In what marks the first American journalist accused of espionage since the Cold War, Evan Gershkovich – a reporter for the Wall Street Journal based in Moscow – was reported to be detained on Thursday by Russian forces. The charges, made by the Federal Security Service (FSB), are fueled by the belief that Gershkovich was trying to acquire state secrets from the country. With the FSB’s accusations, a Russian district court has exuded a decision requiring Gershkovich’s detention up until May 29.
This turn of events gives rise to the largest investigation of US-Russian relations since the Cold War. Adding to the stratifying drama is the recent conviction of Sergey Cherkasov, a Russian spy indicted in federal court by the US just last week. Along with these events have come the discussions of a potential tit-for-tat move from the Kremlin – while they have yet to comment, the US has not taken any official stance towards the Russian Federation regarding the allegations made against Gershkovich.

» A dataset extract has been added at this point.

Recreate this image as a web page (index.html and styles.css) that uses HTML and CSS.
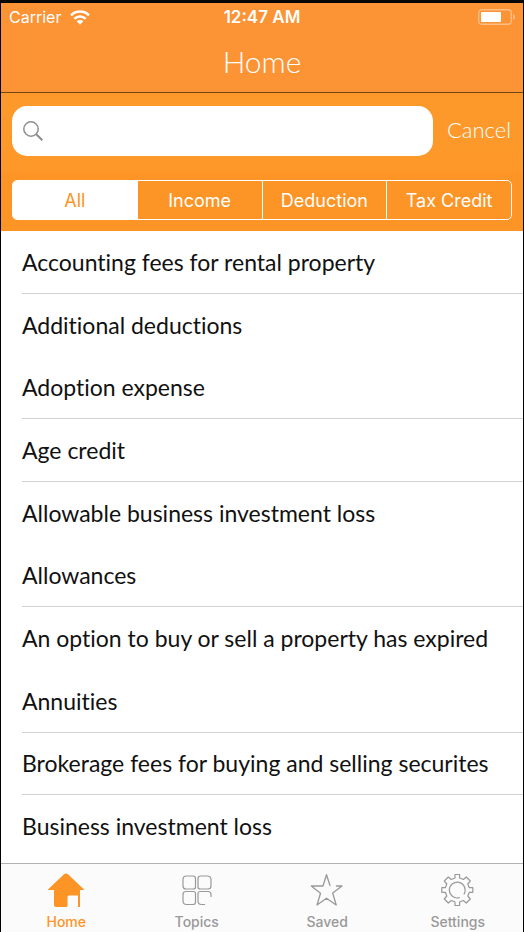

Gershkovich has a long-standing relationship with journalism, covering the Russian, Ukrainian, and former Soviet Union regions for Agence France-Presse, The Moscow Times, and The New York Times, as well as his current position with the Wall Street Journal. It is noteworthy that this instances follows other pressures Western countries have noticed from Russian President Vladimir Putin, including references to his nuclear arsenal, and the full-scale invasion of Ukraine Putin initiated last year.
Along with Gershkovich’s current situation, there is the case of Paul Whelan, who has been detained in Moscow at a hotel since December 2018, and faces accusations of involvement in an intelligence operation. The American has been sentenced to 16 years in a Russian prison, with US officials calling into question the fairness of the trial. Last month, Secretary of State Antony Blinken expressed that a “serious proposal” had been expressed to the Kremlin, with concern noted by Paul’s brother David in regards to his case.
In response to Gershkovich’s imprisonment, the National Press Club has expressed their condemnation of the detention as “unjust,” and called for the US State Department to take action. The European Union’s top diplomat, Josep Borrell, expressed similar views on the matter, and expressed his belief that journalists are entitled to the freedom to exercise their profession without harassment.
Russia’s Deputy Foreign Minister, Sergei Ryabkov, sung a different tune, stating that it was premature to consider a prisoner exchange for Gershkovich. Beyond that, the US Embassy has requested for the official notification of the journalist’s arrest, which can be done with the fulfillment of the bilateral consular convention.
The US authorities, led by the Biden administration, have stayed in contact with Gershkovich’s family and with US lawmakers, and Secretary of State Blinken has continued the conversation with the Russian officials.